The Washington Post's Style Invitational asked readers to take any word from the dictionary, alter it by adding, subtracting or changing one letter, and supply a new definition. Here are some recent winners:
Bozone (n.): The substance surrounding stupid people that stops bright ideas from penetrating. The bozone layer, unfortunately, shows little sign of breaking down in the near future.
Reintarnation: Coming back to life as a hillbilly.
Foreploy (v): Any misrepresentation about yourself for the purpose of obtaining sex.
Cashtration (n.): The act of buying a house, which renders the subject financially impotent for an indefinite period.
Giraffiti (n): Vandalism spray-painted very, very high.
Tatyr: A lecherous Mr. Potato Head.
Sarchasm (n): The gulf between the author of sarcastic wit and the recipient who doesn't get it.
Inoculatte (v): To take coffee intravenously when you are running late.
Hipatitis: Terminal coolness.
Osteopornosis (n): A degenerate disease. (This one got extra credit.)
Burglesque (n): A poorly planned break-in. (See: Watergate)
Karmageddon (n): It's like, when everybody is sending off all these really bad vibes, right? And then, like, the Earth explodes and it's like a serious bummer.
Decafalon (n.): The grueling event of getting through the day consuming only things that are good for you.

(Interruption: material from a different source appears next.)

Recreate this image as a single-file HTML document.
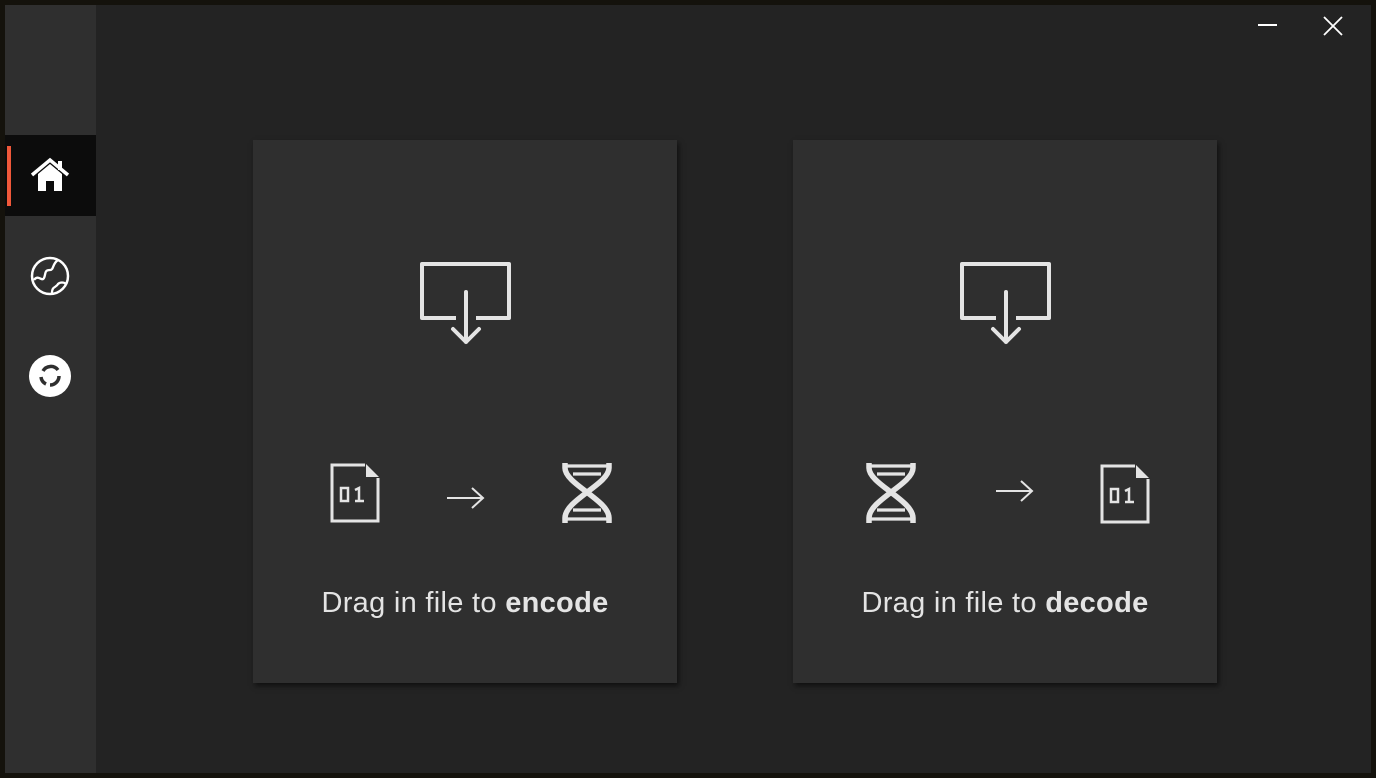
<!DOCTYPE html>
<html><head><meta charset="utf-8"><style>
*{margin:0;padding:0;box-sizing:border-box}
html,body{width:1376px;height:778px;overflow:hidden;background:#14120c;font-family:"Liberation Sans",sans-serif}
#win{position:absolute;left:5px;top:5px;width:1366px;height:768px;background:#232323}
#side{position:absolute;left:0;top:0;width:91px;height:768px;background:#2f2f2f}
#act{position:absolute;left:0;top:130px;width:91px;height:81px;background:#0c0c0c}
#bar{position:absolute;left:2px;top:141px;width:4px;height:60px;background:#f0583a}
.card{position:absolute;top:135px;width:424px;height:543px;background:#2f2f2f;box-shadow:2px 3px 5px rgba(0,0,0,.55)}
.txt{position:absolute;left:0;width:100%;top:447px;text-align:center;color:#e4e4e4;font-size:29px;letter-spacing:0.3px}
.txt b{font-weight:bold}
svg{position:absolute;overflow:visible}
</style></head><body>
<div id="win">
<div id="side"></div>
<div id="act"></div>
<div id="bar"></div>
<svg style="left:25px;top:152px" width="40" height="36" viewBox="0 0 40 36"><path d="M2 18 L20 3 L38 18" fill="none" stroke="#fff" stroke-width="3.5" stroke-linejoin="miter"/><path d="M8 17 L20 7 L32 17 V34 H24 V24 H16 V34 H8Z" fill="#fff"/><rect x="28" y="4" width="4" height="9" fill="#fff"/></svg>
<svg style="left:25px;top:251px" width="40" height="40" viewBox="0 0 40 40"><circle cx="20" cy="20" r="18" fill="none" stroke="#fff" stroke-width="2.5"/><path d="M4 24 C8 18 12 26 14 22 C16 18 14 14 20 14 C24 14 22 8 28 4" fill="none" stroke="#fff" stroke-width="2.3"/><path d="M22 37 C22 30 26 32 28 28 C30 26 34 26 36 28" fill="none" stroke="#fff" stroke-width="2.3"/></svg>
<svg style="left:24px;top:350px" width="42" height="42" viewBox="0 0 42 42"><circle cx="21" cy="21" r="21" fill="#fff"/><path d="M14 16 A9 9 0 0 1 29 15" fill="none" stroke="#2f2f2f" stroke-width="3.5"/><path d="M30 21 A9 9 0 0 1 21 30" fill="none" stroke="#2f2f2f" stroke-width="3.5"/><path d="M17 29 A9 9 0 0 1 12 22" fill="none" stroke="#2f2f2f" stroke-width="3.5"/></svg>
<svg style="left:1253px;top:18px" width="20" height="4"><rect x="0" y="1" width="19" height="2" fill="#fff"/></svg>
<svg style="left:1318px;top:11px" width="20" height="20" viewBox="0 0 20 20"><path d="M1 1 L19 19 M19 1 L1 19" stroke="#fff" stroke-width="1.8"/></svg>

<div class="card" style="left:248px">
  <svg style="left:167px;top:122px" width="92" height="82" viewBox="0 0 92 82"><path d="M36 56 H2 V2 H89 V56 H56" fill="none" stroke="#e4e4e4" stroke-width="4" stroke-linejoin="round"/><path d="M46 30 V80 M33 67 L46 80 L59 67" fill="none" stroke="#e4e4e4" stroke-width="4" stroke-linecap="round" stroke-linejoin="round"/></svg>
  <svg style="left:76px;top:323px" width="52" height="60" viewBox="0 0 52 60"><path d="M36 2 H3 V58 H49 V15" fill="none" stroke="#e4e4e4" stroke-width="3"/><path d="M37 1 L50 14 H37Z" fill="#e4e4e4"/><rect x="12" y="25" width="7" height="13" fill="none" stroke="#e4e4e4" stroke-width="2.5"/><path d="M26 27 L30 25 V38 M26 38 H35" fill="none" stroke="#e4e4e4" stroke-width="2.5"/></svg>
  <svg style="left:192px;top:346px" width="42" height="24" viewBox="0 0 42 24"><path d="M2 12 H38 M27 2 L38 12 L27 22" fill="none" stroke="#e4e4e4" stroke-width="2"/></svg>
  <svg style="left:308px;top:322px" width="52" height="62" viewBox="0 0 52 62"><path d="M4 1 V6 C4 22 48 38 48 56 V61" fill="none" stroke="#e4e4e4" stroke-width="5.5"/><path d="M48 1 V6 C48 22 4 38 4 56 V61" fill="none" stroke="#e4e4e4" stroke-width="5.5"/><path d="M6 4 H46 M12 12 H40 M12 48 H40 M6 57 H46" stroke="#e4e4e4" stroke-width="3.2"/></svg>
  <div class="txt">Drag in file to <b>encode</b></div>
</div>

<div class="card" style="left:788px">
  <svg style="left:167px;top:122px" width="92" height="82" viewBox="0 0 92 82"><path d="M36 56 H2 V2 H89 V56 H56" fill="none" stroke="#e4e4e4" stroke-width="4" stroke-linejoin="round"/><path d="M46 30 V80 M33 67 L46 80 L59 67" fill="none" stroke="#e4e4e4" stroke-width="4" stroke-linecap="round" stroke-linejoin="round"/></svg>
  <svg style="left:72px;top:322px" width="52" height="62" viewBox="0 0 52 62"><path d="M4 1 V6 C4 22 48 38 48 56 V61" fill="none" stroke="#e4e4e4" stroke-width="5.5"/><path d="M48 1 V6 C48 22 4 38 4 56 V61" fill="none" stroke="#e4e4e4" stroke-width="5.5"/><path d="M6 4 H46 M12 12 H40 M12 48 H40 M6 57 H46" stroke="#e4e4e4" stroke-width="3.2"/></svg>
  <svg style="left:201px;top:339px" width="42" height="24" viewBox="0 0 42 24"><path d="M2 12 H38 M27 2 L38 12 L27 22" fill="none" stroke="#e4e4e4" stroke-width="2"/></svg>
  <svg style="left:306px;top:324px" width="52" height="60" viewBox="0 0 52 60"><path d="M36 2 H3 V58 H49 V15" fill="none" stroke="#e4e4e4" stroke-width="3"/><path d="M37 1 L50 14 H37Z" fill="#e4e4e4"/><rect x="12" y="25" width="7" height="13" fill="none" stroke="#e4e4e4" stroke-width="2.5"/><path d="M26 27 L30 25 V38 M26 38 H35" fill="none" stroke="#e4e4e4" stroke-width="2.5"/></svg>
  <div class="txt">Drag in file to <b>decode</b></div>
</div>
</div>
</body></html>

Glibido: All talk and no action.
Dopeler effect: The tendency of stupid ideas to seem smarter when they come at you rapidly.
Arachnoleptic fit (n.): The frantic dance performed just after you've accidentally walked through a spider web.

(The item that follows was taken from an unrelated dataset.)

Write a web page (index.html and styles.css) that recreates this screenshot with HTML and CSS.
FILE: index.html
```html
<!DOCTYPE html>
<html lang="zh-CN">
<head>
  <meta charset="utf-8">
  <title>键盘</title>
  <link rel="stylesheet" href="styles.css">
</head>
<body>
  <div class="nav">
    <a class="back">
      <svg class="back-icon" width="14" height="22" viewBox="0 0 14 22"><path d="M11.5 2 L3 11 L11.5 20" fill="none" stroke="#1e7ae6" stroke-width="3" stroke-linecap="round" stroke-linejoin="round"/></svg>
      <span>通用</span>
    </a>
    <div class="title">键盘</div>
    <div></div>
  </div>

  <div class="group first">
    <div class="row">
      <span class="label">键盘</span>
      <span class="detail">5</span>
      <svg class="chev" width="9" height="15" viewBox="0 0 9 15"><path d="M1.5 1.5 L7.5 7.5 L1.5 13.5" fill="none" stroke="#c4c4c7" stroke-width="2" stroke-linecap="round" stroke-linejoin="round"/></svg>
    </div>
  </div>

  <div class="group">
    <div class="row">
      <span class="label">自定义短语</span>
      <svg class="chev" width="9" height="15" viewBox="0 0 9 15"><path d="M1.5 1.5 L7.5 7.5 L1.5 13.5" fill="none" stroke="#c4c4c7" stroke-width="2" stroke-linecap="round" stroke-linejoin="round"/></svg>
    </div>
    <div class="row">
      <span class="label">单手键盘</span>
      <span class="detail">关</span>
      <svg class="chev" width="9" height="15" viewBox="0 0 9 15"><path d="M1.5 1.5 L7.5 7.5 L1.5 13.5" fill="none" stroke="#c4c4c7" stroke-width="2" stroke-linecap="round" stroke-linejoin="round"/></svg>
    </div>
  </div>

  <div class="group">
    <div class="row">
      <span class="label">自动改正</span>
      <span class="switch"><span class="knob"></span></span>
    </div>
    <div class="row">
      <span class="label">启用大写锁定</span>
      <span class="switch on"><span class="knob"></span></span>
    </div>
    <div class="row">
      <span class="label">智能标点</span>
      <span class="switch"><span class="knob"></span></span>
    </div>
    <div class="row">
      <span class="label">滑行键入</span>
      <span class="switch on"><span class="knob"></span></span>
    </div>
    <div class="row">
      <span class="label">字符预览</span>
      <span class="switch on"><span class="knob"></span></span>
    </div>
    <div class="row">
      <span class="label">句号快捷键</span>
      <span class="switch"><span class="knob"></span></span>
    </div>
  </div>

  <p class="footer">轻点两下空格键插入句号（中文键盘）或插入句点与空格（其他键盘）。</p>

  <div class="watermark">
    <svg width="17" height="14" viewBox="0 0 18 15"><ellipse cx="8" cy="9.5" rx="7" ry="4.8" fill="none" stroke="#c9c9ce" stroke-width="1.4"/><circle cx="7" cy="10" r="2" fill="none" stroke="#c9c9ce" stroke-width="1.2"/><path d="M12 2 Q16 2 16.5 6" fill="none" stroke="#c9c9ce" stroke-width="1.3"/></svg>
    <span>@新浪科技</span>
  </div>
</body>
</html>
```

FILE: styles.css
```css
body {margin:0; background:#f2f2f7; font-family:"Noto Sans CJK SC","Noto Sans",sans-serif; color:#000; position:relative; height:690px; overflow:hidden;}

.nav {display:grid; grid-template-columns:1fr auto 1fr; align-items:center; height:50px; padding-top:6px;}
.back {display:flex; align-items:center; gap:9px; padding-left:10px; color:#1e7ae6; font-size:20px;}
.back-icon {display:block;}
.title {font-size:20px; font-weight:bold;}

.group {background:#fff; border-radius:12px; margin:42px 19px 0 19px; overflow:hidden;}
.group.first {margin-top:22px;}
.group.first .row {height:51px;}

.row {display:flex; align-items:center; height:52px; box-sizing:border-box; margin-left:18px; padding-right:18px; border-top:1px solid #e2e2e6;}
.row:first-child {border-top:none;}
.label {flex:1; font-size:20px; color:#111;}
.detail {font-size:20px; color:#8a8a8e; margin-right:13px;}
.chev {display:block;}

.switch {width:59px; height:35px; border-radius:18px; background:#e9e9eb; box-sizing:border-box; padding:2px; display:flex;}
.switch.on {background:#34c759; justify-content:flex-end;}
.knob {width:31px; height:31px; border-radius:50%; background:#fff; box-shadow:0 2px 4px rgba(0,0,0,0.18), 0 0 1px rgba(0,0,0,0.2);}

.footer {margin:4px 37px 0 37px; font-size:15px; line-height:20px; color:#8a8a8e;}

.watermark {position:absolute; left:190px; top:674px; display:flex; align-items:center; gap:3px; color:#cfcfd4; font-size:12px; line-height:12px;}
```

Beelzebug (n.): Satan in the form of a mosquito that gets into your bedroom at three in the morning and cannot be cast out.
Caterpallor (n.): The color you turn after finding half a grub in the fruit you're eating.
Intaxication: Euphoria at getting a refund from the IRS, which lasts until you realize it was your money to start with.
Ignoranus: A person who's both stupid & an... (infelicitous: American slang for co-worker)
Contratemps: the resentment permanent workers feel toward the fill-in workers.
Vaseball: a game of catch played by children in the living room.
Acme: a generic skin disease.
Doltergeist: a spirit that decides to haunt someplace stupid, such as your septic tank.